Task prompt:
Would you repeat the listing exactly but omit every picture?
::::::
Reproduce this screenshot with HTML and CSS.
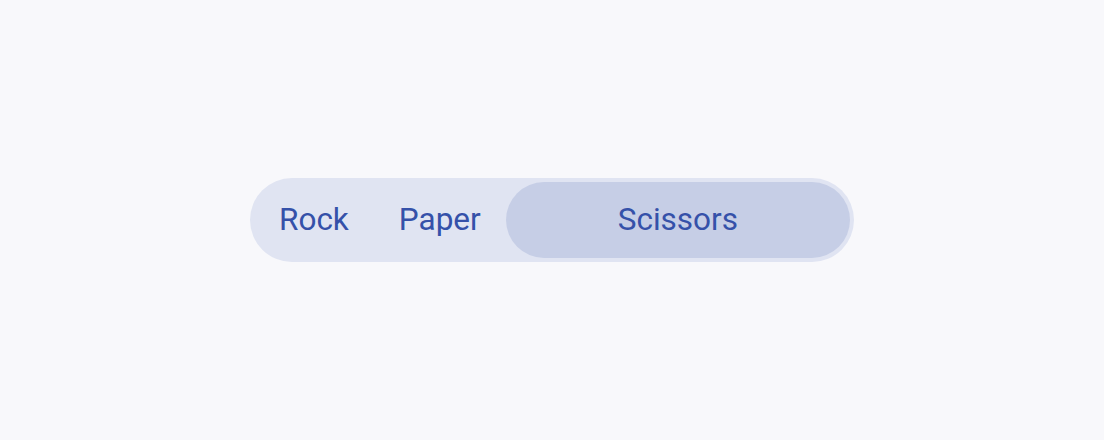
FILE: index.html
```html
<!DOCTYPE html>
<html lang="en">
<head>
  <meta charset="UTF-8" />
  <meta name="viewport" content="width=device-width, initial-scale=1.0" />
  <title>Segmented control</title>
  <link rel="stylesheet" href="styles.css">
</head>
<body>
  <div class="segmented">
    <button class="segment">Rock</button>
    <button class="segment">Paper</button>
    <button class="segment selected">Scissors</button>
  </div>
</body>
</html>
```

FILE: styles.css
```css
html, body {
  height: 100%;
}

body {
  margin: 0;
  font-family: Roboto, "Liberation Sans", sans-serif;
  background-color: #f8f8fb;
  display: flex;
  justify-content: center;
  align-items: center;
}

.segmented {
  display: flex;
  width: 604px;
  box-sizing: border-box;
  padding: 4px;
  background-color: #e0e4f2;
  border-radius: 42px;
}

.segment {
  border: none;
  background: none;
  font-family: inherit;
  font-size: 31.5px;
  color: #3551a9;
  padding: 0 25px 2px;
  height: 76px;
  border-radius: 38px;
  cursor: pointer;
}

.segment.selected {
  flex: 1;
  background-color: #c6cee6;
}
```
::::::
Solution to the exercise:
Reproduce this screenshot with HTML and CSS.
FILE: index.html
```html
<!DOCTYPE html>
<html lang="en">
<head>
  <meta charset="UTF-8" />
  <meta name="viewport" content="width=device-width, initial-scale=1.0" />
  <title>Segmented control</title>
  <link rel="stylesheet" href="styles.css">
</head>
<body>
  <div class="segmented">
    <button class="segment">Rock</button>
    <button class="segment">Paper</button>
    <button class="segment selected">Scissors</button>
  </div>
</body>
</html>
```

FILE: styles.css
```css
html, body {
  height: 100%;
}

body {
  margin: 0;
  font-family: Roboto, "Liberation Sans", sans-serif;
  background-color: #f8f8fb;
  display: flex;
  justify-content: center;
  align-items: center;
}

.segmented {
  display: flex;
  width: 604px;
  box-sizing: border-box;
  padding: 4px;
  background-color: #e0e4f2;
  border-radius: 42px;
}

.segment {
  border: none;
  background: none;
  font-family: inherit;
  font-size: 31.5px;
  color: #3551a9;
  padding: 0 25px 2px;
  height: 76px;
  border-radius: 38px;
  cursor: pointer;
}

.segment.selected {
  flex: 1;
  background-color: #c6cee6;
}
```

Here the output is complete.